─── DATA EXTRACT ───

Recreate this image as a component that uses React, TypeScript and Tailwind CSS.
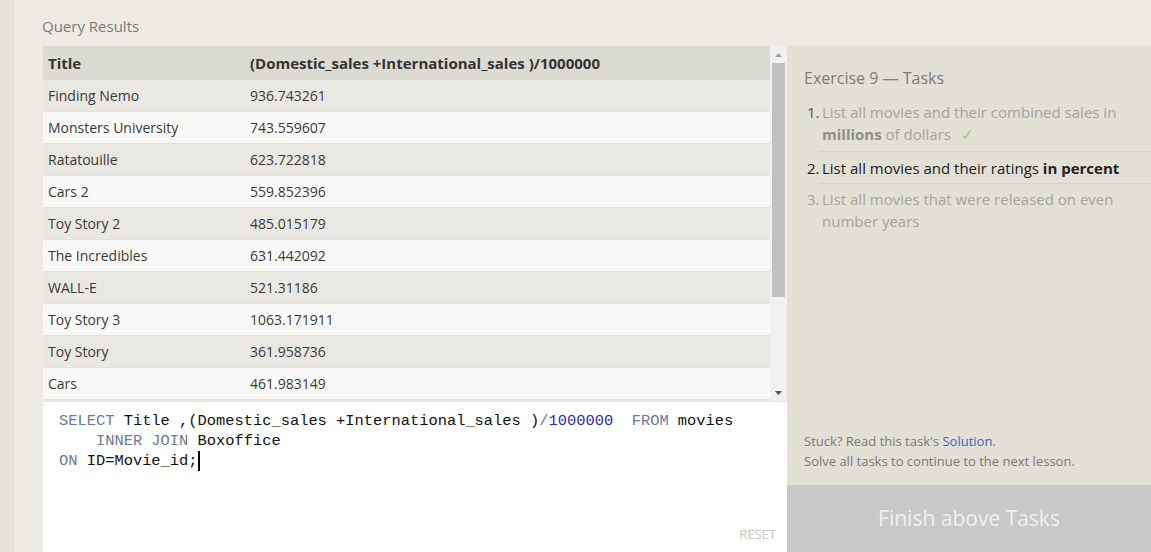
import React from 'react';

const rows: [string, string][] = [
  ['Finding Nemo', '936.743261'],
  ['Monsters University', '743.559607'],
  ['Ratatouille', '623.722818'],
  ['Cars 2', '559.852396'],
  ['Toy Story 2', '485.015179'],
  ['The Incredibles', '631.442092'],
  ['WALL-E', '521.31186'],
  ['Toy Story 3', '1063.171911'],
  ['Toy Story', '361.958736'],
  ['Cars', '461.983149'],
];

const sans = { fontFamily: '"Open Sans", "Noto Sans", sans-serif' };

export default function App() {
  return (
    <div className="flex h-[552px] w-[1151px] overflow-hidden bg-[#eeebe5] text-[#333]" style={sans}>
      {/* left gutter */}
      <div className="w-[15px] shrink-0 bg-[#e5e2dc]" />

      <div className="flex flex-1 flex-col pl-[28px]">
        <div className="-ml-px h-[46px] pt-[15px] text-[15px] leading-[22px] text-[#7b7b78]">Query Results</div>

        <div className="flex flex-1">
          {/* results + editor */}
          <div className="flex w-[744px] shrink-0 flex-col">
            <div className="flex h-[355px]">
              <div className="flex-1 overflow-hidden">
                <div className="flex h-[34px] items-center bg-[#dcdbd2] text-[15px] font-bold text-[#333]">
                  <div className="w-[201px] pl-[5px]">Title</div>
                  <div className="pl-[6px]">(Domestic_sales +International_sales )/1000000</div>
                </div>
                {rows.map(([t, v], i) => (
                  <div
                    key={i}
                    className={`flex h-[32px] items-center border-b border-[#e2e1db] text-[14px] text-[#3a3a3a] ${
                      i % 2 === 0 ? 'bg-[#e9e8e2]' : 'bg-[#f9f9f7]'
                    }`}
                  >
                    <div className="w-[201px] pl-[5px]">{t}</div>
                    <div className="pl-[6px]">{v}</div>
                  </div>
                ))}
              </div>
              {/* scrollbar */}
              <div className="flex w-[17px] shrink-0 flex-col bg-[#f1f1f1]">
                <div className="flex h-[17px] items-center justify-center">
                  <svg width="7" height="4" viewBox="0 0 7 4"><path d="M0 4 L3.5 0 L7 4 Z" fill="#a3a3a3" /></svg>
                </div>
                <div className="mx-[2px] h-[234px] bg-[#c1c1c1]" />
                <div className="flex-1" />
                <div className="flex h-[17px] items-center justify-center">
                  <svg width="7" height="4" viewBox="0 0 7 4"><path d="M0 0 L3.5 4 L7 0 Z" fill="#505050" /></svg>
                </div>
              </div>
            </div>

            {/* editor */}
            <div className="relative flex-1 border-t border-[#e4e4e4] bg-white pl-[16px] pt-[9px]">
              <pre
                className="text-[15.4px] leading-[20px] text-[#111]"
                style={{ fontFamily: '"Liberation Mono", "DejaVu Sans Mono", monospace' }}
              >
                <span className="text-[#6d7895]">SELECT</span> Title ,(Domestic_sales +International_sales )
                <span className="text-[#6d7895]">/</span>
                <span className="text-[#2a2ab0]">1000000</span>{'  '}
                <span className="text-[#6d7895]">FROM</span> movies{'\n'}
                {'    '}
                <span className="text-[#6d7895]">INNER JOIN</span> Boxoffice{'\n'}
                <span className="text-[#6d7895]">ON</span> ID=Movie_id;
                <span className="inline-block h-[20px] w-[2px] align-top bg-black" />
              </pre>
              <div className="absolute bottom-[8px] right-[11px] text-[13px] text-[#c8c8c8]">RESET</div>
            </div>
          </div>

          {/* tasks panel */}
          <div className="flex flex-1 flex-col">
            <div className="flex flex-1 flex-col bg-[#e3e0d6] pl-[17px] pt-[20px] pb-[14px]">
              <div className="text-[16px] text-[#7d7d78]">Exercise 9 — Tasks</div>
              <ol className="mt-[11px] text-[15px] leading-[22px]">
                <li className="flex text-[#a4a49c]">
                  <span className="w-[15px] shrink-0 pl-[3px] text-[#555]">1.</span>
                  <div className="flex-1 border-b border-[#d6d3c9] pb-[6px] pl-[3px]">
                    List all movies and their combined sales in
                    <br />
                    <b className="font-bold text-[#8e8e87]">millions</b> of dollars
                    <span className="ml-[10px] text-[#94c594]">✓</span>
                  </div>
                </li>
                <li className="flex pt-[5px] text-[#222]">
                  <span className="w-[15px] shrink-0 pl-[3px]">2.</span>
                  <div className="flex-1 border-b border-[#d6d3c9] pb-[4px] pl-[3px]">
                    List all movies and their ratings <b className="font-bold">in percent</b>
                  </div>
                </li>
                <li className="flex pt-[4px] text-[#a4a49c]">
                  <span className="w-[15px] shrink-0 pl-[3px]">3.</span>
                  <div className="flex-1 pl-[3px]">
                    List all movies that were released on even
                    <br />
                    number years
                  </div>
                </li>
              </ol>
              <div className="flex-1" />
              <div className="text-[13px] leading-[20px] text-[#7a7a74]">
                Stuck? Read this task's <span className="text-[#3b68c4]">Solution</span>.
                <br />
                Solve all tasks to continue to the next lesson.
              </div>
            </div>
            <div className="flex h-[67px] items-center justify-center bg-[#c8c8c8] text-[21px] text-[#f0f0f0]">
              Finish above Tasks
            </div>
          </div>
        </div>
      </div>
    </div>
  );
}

───

Give back every line exactly as it stands, pictures excluded.

Recreate this image as a component that uses React, TypeScript and Tailwind CSS.
import React from 'react';

const rows: [string, string][] = [
  ['Finding Nemo', '936.743261'],
  ['Monsters University', '743.559607'],
  ['Ratatouille', '623.722818'],
  ['Cars 2', '559.852396'],
  ['Toy Story 2', '485.015179'],
  ['The Incredibles', '631.442092'],
  ['WALL-E', '521.31186'],
  ['Toy Story 3', '1063.171911'],
  ['Toy Story', '361.958736'],
  ['Cars', '461.983149'],
];

const sans = { fontFamily: '"Open Sans", "Noto Sans", sans-serif' };

export default function App() {
  return (
    <div className="flex h-[552px] w-[1151px] overflow-hidden bg-[#eeebe5] text-[#333]" style={sans}>
      {/* left gutter */}
      <div className="w-[15px] shrink-0 bg-[#e5e2dc]" />

      <div className="flex flex-1 flex-col pl-[28px]">
        <div className="-ml-px h-[46px] pt-[15px] text-[15px] leading-[22px] text-[#7b7b78]">Query Results</div>

        <div className="flex flex-1">
          {/* results + editor */}
          <div className="flex w-[744px] shrink-0 flex-col">
            <div className="flex h-[355px]">
              <div className="flex-1 overflow-hidden">
                <div className="flex h-[34px] items-center bg-[#dcdbd2] text-[15px] font-bold text-[#333]">
                  <div className="w-[201px] pl-[5px]">Title</div>
                  <div className="pl-[6px]">(Domestic_sales +International_sales )/1000000</div>
                </div>
                {rows.map(([t, v], i) => (
                  <div
                    key={i}
                    className={`flex h-[32px] items-center border-b border-[#e2e1db] text-[14px] text-[#3a3a3a] ${
                      i % 2 === 0 ? 'bg-[#e9e8e2]' : 'bg-[#f9f9f7]'
                    }`}
                  >
                    <div className="w-[201px] pl-[5px]">{t}</div>
                    <div className="pl-[6px]">{v}</div>
                  </div>
                ))}
              </div>
              {/* scrollbar */}
              <div className="flex w-[17px] shrink-0 flex-col bg-[#f1f1f1]">
                <div className="flex h-[17px] items-center justify-center">
                  <svg width="7" height="4" viewBox="0 0 7 4"><path d="M0 4 L3.5 0 L7 4 Z" fill="#a3a3a3" /></svg>
                </div>
                <div className="mx-[2px] h-[234px] bg-[#c1c1c1]" />
                <div className="flex-1" />
                <div className="flex h-[17px] items-center justify-center">
                  <svg width="7" height="4" viewBox="0 0 7 4"><path d="M0 0 L3.5 4 L7 0 Z" fill="#505050" /></svg>
                </div>
              </div>
            </div>

            {/* editor */}
            <div className="relative flex-1 border-t border-[#e4e4e4] bg-white pl-[16px] pt-[9px]">
              <pre
                className="text-[15.4px] leading-[20px] text-[#111]"
                style={{ fontFamily: '"Liberation Mono", "DejaVu Sans Mono", monospace' }}
              >
                <span className="text-[#6d7895]">SELECT</span> Title ,(Domestic_sales +International_sales )
                <span className="text-[#6d7895]">/</span>
                <span className="text-[#2a2ab0]">1000000</span>{'  '}
                <span className="text-[#6d7895]">FROM</span> movies{'\n'}
                {'    '}
                <span className="text-[#6d7895]">INNER JOIN</span> Boxoffice{'\n'}
                <span className="text-[#6d7895]">ON</span> ID=Movie_id;
                <span className="inline-block h-[20px] w-[2px] align-top bg-black" />
              </pre>
              <div className="absolute bottom-[8px] right-[11px] text-[13px] text-[#c8c8c8]">RESET</div>
            </div>
          </div>

          {/* tasks panel */}
          <div className="flex flex-1 flex-col">
            <div className="flex flex-1 flex-col bg-[#e3e0d6] pl-[17px] pt-[20px] pb-[14px]">
              <div className="text-[16px] text-[#7d7d78]">Exercise 9 — Tasks</div>
              <ol className="mt-[11px] text-[15px] leading-[22px]">
                <li className="flex text-[#a4a49c]">
                  <span className="w-[15px] shrink-0 pl-[3px] text-[#555]">1.</span>
                  <div className="flex-1 border-b border-[#d6d3c9] pb-[6px] pl-[3px]">
                    List all movies and their combined sales in
                    <br />
                    <b className="font-bold text-[#8e8e87]">millions</b> of dollars
                    <span className="ml-[10px] text-[#94c594]">✓</span>
                  </div>
                </li>
                <li className="flex pt-[5px] text-[#222]">
                  <span className="w-[15px] shrink-0 pl-[3px]">2.</span>
                  <div className="flex-1 border-b border-[#d6d3c9] pb-[4px] pl-[3px]">
                    List all movies and their ratings <b className="font-bold">in percent</b>
                  </div>
                </li>
                <li className="flex pt-[4px] text-[#a4a49c]">
                  <span className="w-[15px] shrink-0 pl-[3px]">3.</span>
                  <div className="flex-1 pl-[3px]">
                    List all movies that were released on even
                    <br />
                    number years
                  </div>
                </li>
              </ol>
              <div className="flex-1" />
              <div className="text-[13px] leading-[20px] text-[#7a7a74]">
                Stuck? Read this task's <span className="text-[#3b68c4]">Solution</span>.
                <br />
                Solve all tasks to continue to the next lesson.
              </div>
            </div>
            <div className="flex h-[67px] items-center justify-center bg-[#c8c8c8] text-[21px] text-[#f0f0f0]">
              Finish above Tasks
            </div>
          </div>
        </div>
      </div>
    </div>
  );
}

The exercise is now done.